農学博士の陽捷行(みなみかつゆき)氏は、北里大学で開催された農医連携シンポジウムでカレルのこの言葉を紹介し、次のようにコメントしています。

「これまで多くの土壌は酷使され、さらに消耗され続けてきた。そのうえ、多くの土壌にはさまざまな化学合成物質が添加されてきた。従って、土壌全般が必ずしも健全な状態にあるとは言い難い。そのため、その地で生産される食物の質は損なわれ、それが原因となって、われわれの健康も損なわれかねない状況にある。カレルの言うように、栄養のアンバランスも有害成分も土壌から始まっていると言っても過言ではない。」と。

尚、陽博士は、山口県の萩市出身で北里大学名誉教授であり農林水産省の農業環境技術研究所の所長も務められた方です。現在は静岡県伊豆の国市にある公益財団法人 農業・環境・健康研究所 農業大学校の校長をしておられます。
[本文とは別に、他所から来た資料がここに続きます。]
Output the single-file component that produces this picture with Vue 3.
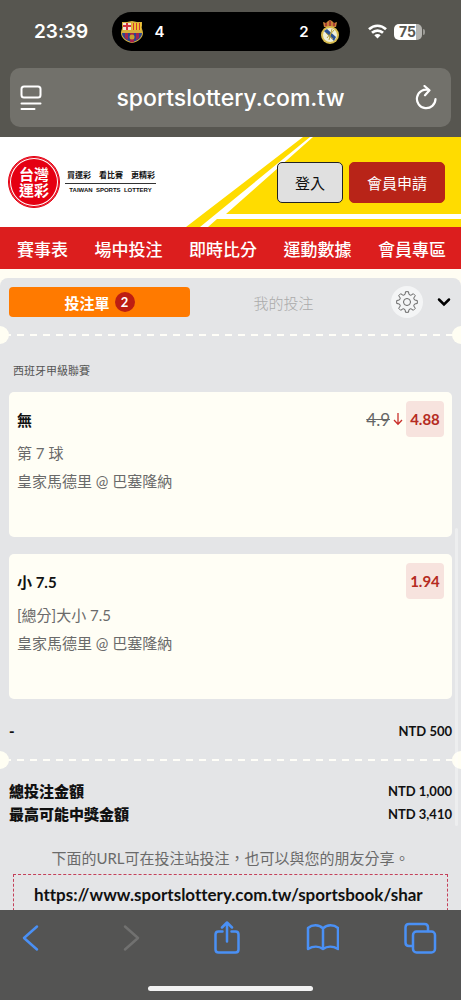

思うに、戦後の農業において農薬と化学肥料は、食料の増産と農家負担の軽減に大きく貢献して来ました。しかし、その代償として土の健全性を損なってしまったのではないでしょうか。これからの農業に求められていることは、その反省を踏まえて、農業本来の目的である健康な体をつくる食料の生産という農業の原点に立ち返り、その基盤となる健康な土づくりに本格的に取り組むことであると考えます。私が冒頭に、有機農業は、これからの農業が目指すべき方向であると申し上げたのは、そういう意味においてであります。

そこでお尋ねです。今日の農業に最も求められていることは、健康な体をつくる食料の生産であります。ついては、その農業基盤となる健康な土づくりを全県的に実現していくための長期的方針を定め、その推進を図っていくべきであると考えますが、ご所見をお伺いいたします。

【回答】

健康な土づくりと有機農業についてです。

お示しのとおり、健康な体をつくる食料の生産は、農業本来の目的であり、その基盤となる健康な土づくりを長期的な視点で継続していくことが重要と考えています。

このため、本県では、平成12年度に定めた「山口県循環型農業推進基本方針」に基づき、健康な土づくりを全県的に実現できるよう、市町や関係団体と連携し、長年にわたり継続的な取組を推進しているところです。

健康な土づくりを進めるためには、堆肥などの有機質資源を適切に利用することが基本ですが、近年の農業者の高齢化等により、有機質投入量の減少が課題となっています。

こうした状況を踏まえ、今後は、畜産農家と耕種農家の連携により有機質資源の地域内循環利用を促進するほか、土壌分析に基づく適切な堆肥等の投入指導や、県下59カ所の堆肥製造・販売施設を記載したマップによる周知などを通じ、健康な土づくりに向けた取組を一層推進してまいります。